Case Report
Copyright ©The Author(s) 2016. Published by Baishideng Publishing Group Inc. All rights reserved.
World J Gastroenterol. Apr 14, 2016; 22(14): 3869-3874
Published online Apr 14, 2016. doi: 10.3748/wjg.v22.i14.3869
Ileo-right hemi-colonic cervical pull-up on a non-supercharged ileocolic arterial pedicle: A technical and case report
Andreas RR Weiss, Christina Hackl, Yorick Soeder, Hans J Schlitt, Marc-H Dahlke
Andreas RR Weiss, Christina Hackl, Yorick Soeder, Hans J Schlitt, Marc-H Dahlke, Department of Surgery, University Medical Center Regensburg, 93042 Regensburg, Germany
Author contributions: Weiss ARR drafted and wrote the manuscript; Hackl C, Soeder Y and Dahlke MH drafted and critically revised the manuscript; Schlitt HJ critically revised the manuscript.
Institutional review board statement: This case report was exempt from the Institutional Review Board standards at the University Medical Center Regensburg.
Informed consent statement: The patient involved in this study gave his written informed consent authorizing use and disclosure of his protected health information.
Conflict-of-interest statement: All the authors have no conflicts of interests to declare.
Open-Access: This article is an open-access article which was selected by an in-house editor and fully peer-reviewed by external reviewers. It is distributed in accordance with the Creative Commons Attribution Non Commercial (CC BY-NC 4.0) license, which permits others to distribute, remix, adapt, build upon this work non-commercially, and license their derivative works on different terms, provided the original work is properly cited and the use is non-commercial. See: http://creativecommons.org/licenses/by-nc/4.0/
Correspondence to: Andreas RR Weiss, MD, Department of Surgery, University Medical Center Regensburg, Franz-Josef-Strauß-Allee 11, 93042 Regensburg, Germany. andreas1.weiss@ukr.de
Telephone: +49-941-9446801 Fax: +49-941-9446802
Received: December 12, 2015
Peer-review started: December 12, 2015
First decision: December 21, 2015
Revised: January 4, 2016
Accepted: January 30, 2016
Article in press: January 30, 2016
Published online: April 14, 2016
Abstract

Esophageal reconstruction can be challenging when stomach and colon are not anatomically intact and their use as esophageal substitutes is therefore limited. Innovative individual approaches are then necessary to restore the intestinal passage. We describe a technique in which a short stump of the right hemicolon and 25 cm of ileum on a long, non-supercharged, fully mobilized ileocolic arterial pedicle were used for esophageal reconstruction to the neck. In this case, a 65 year-old male patient had accidentally indigested hydrochloric acid which caused necrosis of his upper digestive tract. An emergency esophagectomy, gastrectomy, duodenectomy, pancreatectomy and splenectomy had been performed in an outside hospital. A cervical esophagostomy and a biliodigestive anastomosis had been created and a jejunal catheter for enteral feeding had been placed. After the patient had recovered, a reconstruction of his food passage via the left and transverse colon failed for technical reasons due to an intraoperative necrotic demarcation of the colon. Our team then faced the situation that only a short stump of the right hemi-colon was left in situ when the patient was referred to our center. After intensified nutritional therapy, we reconstructed this patient’s food passage with the right hemicolon-approach described herein. After treatment of a postoperative pneumonia, the patient was discharged from hospital on the 26th postoperative day in a good clinical condition on an oral-only diet. In conclusion, individual approaches for long-segment reconstruction of the esophagus can be technically feasible in experienced hands. They do not always require arterial supercharging or free intestinal transplantation.
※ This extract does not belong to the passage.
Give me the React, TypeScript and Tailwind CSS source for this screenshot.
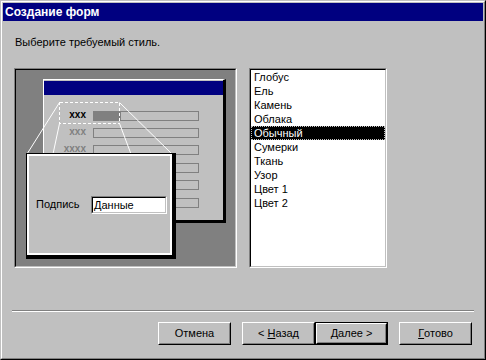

Keywords: Esophageal cancer, Esophageal trauma, Esophageal reconstruction, Gastric pull-up, Colonic interposition

Core tip: Esophageal reconstructions are more challenging than usual when the stomach and the colon are not available as substitutes for esophageal replacement. In this case, hydrochloric acid had caused severe caustic injuries to the upper digestive tract requiring esophagectomy, gastrectomy, duodenectomy, pancreatectomy and splenectomy in a 65-year-old patient. The initial reconstruction failed, leaving only a short stump of the right hemicolon in situ. We then reconstructed the intestinal passage utilizing this short part of the right hemicolon and 25 cm of ileum on a long, non-supercharged, fully mobilized ileocolic arterial pedicle.